Trophy hunters are finding it increasingly difficult to legally bring animal parts back to their home country, as more and more nations place stricter bans on the practice. Now, the UK is set to impose the strictest laws yet, prohibiting hunters from bringing back endangered animal parts from Africa, as well as banning the import of exotic furs and rugs.
Prime Minister Boris Johnson’s partner, Carrie Symonds, has campaigned against the issue and played a large role in the ban. “A trophy is meant to be a prize,” she said in a public speech. “Something you’re awarded if you’ve achieved something of merit that requires great skill and talent. Trophy hunting is not that. It is the opposite of that. It is cruel, it is sick, it is cowardly, and I will never, ever understand the motivation to do it.”
The ban applies to all animals listed on the Cites Appendix I and II lists, as well as animals on the IUCN list. It is expected to go into effect next week after the Conservative Party Conference.

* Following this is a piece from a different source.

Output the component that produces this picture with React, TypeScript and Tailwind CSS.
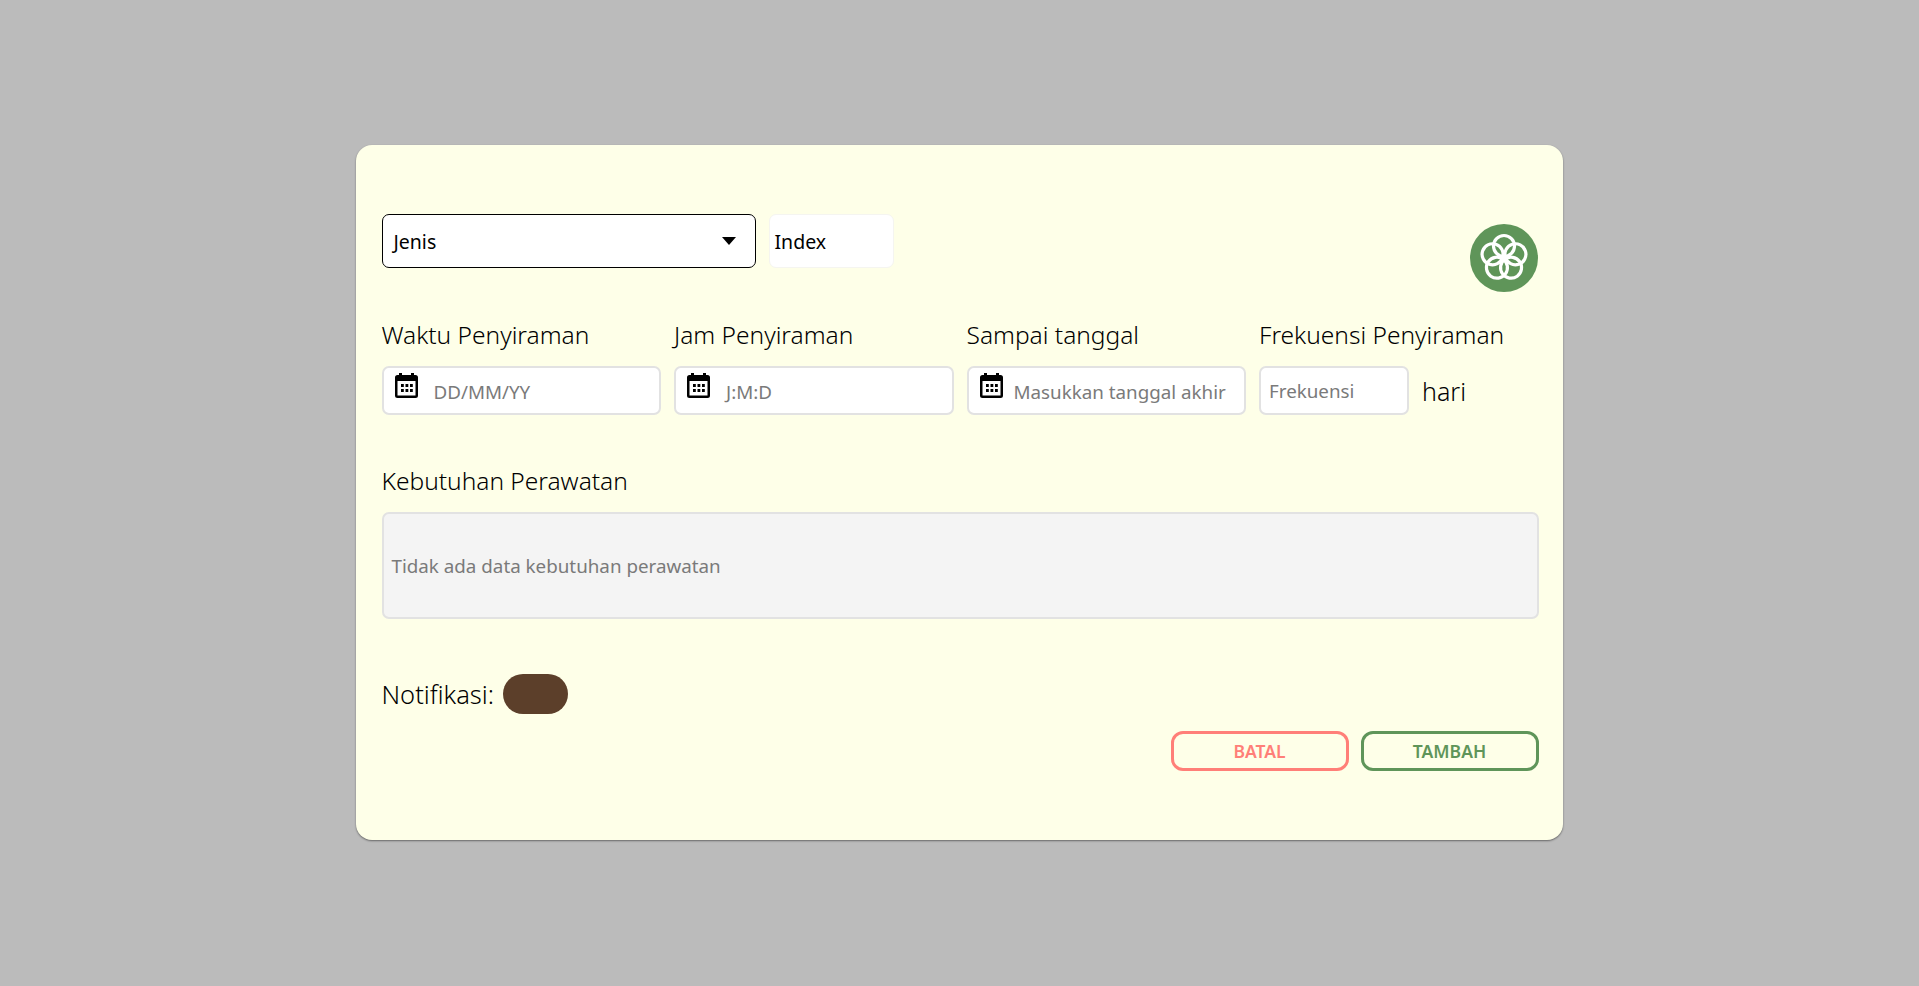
const Cal = () => (
  <svg viewBox="0 0 23 25" className="w-[23px] h-[25px] shrink-0">
    <path fill="#000" d="M4 0h3v2h9V0h3v2h1.500A2.500 2.500 0 0 1 23 4.500V22.500A2.500 2.500 0 0 1 20.500 25H2.500A2.500 2.500 0 0 1 0 22.500V4.500A2.500 2.500 0 0 1 2.500 2H4z" />
    <rect x="2.500" y="8" width="18" height="14.500" fill="#fff" />
    {[6, 10.5, 15].map((x) =>
      [11, 16].map((y) => <rect key={`${x}-${y}`} x={x} y={y} width="2.800" height="3" fill="#000" />)
    )}
  </svg>
);

const Logo = () => (
  <div className="w-[68px] h-[68px] mr-px rounded-full bg-[#5f9559] flex items-center justify-center mt-[9.5px]">
    <svg viewBox="0 0 68 68" className="w-[68px] h-[68px]">
      {[0, 72, 144, 216, 288].map((a) => (
        <circle key={a} cx="34" cy="22" r="10.500" fill="none" stroke="#fff" strokeWidth="3.200" transform={`rotate(${a} 34 34)`} />
      ))}
      <circle cx="34" cy="34" r="2.500" fill="#fff" />
    </svg>
  </div>
);

const Field = ({ label, placeholder, pad }: { label: string; placeholder: string; pad: string }) => (
  <div className="w-[279.5px]">
    <div className="h-[48px] text-[24.5px] leading-[34px] text-black font-light">{label}</div>
    <div className={`h-[49px] bg-white border-2 border-[#e2e2e2] rounded-[7px] flex items-start pt-[5px] pl-[11px] ${pad}`}>
      <Cal />
      <span className="text-[18.8px] leading-[38px] text-[#7a7a7a]">{placeholder}</span>
    </div>
  </div>
);

export default function App() {
  return (
    <div className="w-full h-[986px] bg-[#bbbbbb] flex items-start justify-center pt-[145px] font-['Noto_Sans','Open_Sans',sans-serif]">
      <div className="w-[1207px] h-[695px] bg-[#feffe8] rounded-[16px] shadow-[0_1px_2px_rgba(0,0,0,0.45)] pl-[25.5px] pr-[24.5px] pt-[69px]">
        <div className="h-[104px] flex items-start">
          <div className="w-[374px] h-[54px] bg-white border border-black rounded-[7px] flex items-center justify-between pl-[11px] pr-[19px] text-[19.5px] text-black">
            <span className="mt-px">Jenis</span>
            <svg viewBox="0 0 14 8" className="w-[14px] h-[8px]"><path d="M0 0h14L7 8z" fill="#000" /></svg>
          </div>
          <div className="w-[125px] h-[54px] ml-[13px] bg-white border border-[#f5f5f0] rounded-[7px] flex items-center pl-[5px] text-[19.5px] text-black">
            <span className="mt-px">Index</span>
          </div>
          <div className="flex-1 flex justify-end"><Logo /></div>
        </div>
        <div className="flex gap-[13px]">
          <Field label="Waktu Penyiraman" placeholder="DD/MM/YY" pad="gap-[16px]" />
          <Field label="Jam Penyiraman" placeholder="J:M:D" pad="gap-[16px]" />
          <Field label="Sampai tanggal" placeholder="Masukkan tanggal akhir" pad="gap-[11px]" />
          <div className="w-[279.5px]">
            <div className="h-[48px] text-[24.5px] leading-[34px] text-black font-light">Frekuensi Penyiraman</div>
            <div className="flex items-center">
              <div className="w-[150px] h-[49px] bg-white border-2 border-[#e2e2e2] rounded-[7px] flex items-center pl-[8px] text-[18.8px] text-[#7a7a7a]">
                <span className="mt-px">Frekuensi</span>
              </div>
              <span className="ml-[13px] mt-[2px] text-[25px] text-black font-light">hari</span>
            </div>
          </div>
        </div>
        <div className="mt-[49px] h-[48px] text-[24.5px] leading-[34px] text-black font-light">Kebutuhan Perawatan</div>
        <div className="h-[107px] bg-[#f4f4f4] border-2 border-[#e2e2e2] rounded-[7px] flex items-center pl-[8px] text-[18.8px] text-[#7a7a7a]">
          <span className="mt-px">Tidak ada data kebutuhan perawatan</span>
        </div>
        <div className="mt-[55px] flex items-center">
          <span className="text-[25.5px] text-black font-light">Notifikasi:</span>
          <div className="w-[65px] h-[40px] ml-[9px] rounded-[20px] bg-[#5c3f2a]" />
        </div>
        <div className="mt-[17px] flex justify-end gap-[12px]">
          <button className="w-[178px] h-[40px] border-[3px] border-[#ff7f78] rounded-[12px] text-[17.5px] font-semibold text-[#ff7f78]">BATAL</button>
          <button className="w-[178px] h-[40px] border-[3px] border-[#5f9559] rounded-[12px] text-[17.5px] font-semibold text-[#5f9559]">TAMBAH</button>
        </div>
      </div>
    </div>
  );
}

Zac Goldsmith, the minister for international wildlife, called the practice of trophy hunting “morally indefensible,” adding that “by placing a higher value on animals alive rather than dead, we will begin to turn back the tide of extinction.”
Ministers are aiming to end live animal exports, which sees large numbers of livestock transported long distances in cramped and hot conditions. Instead, they will be killed at the nearest slaughterhouse.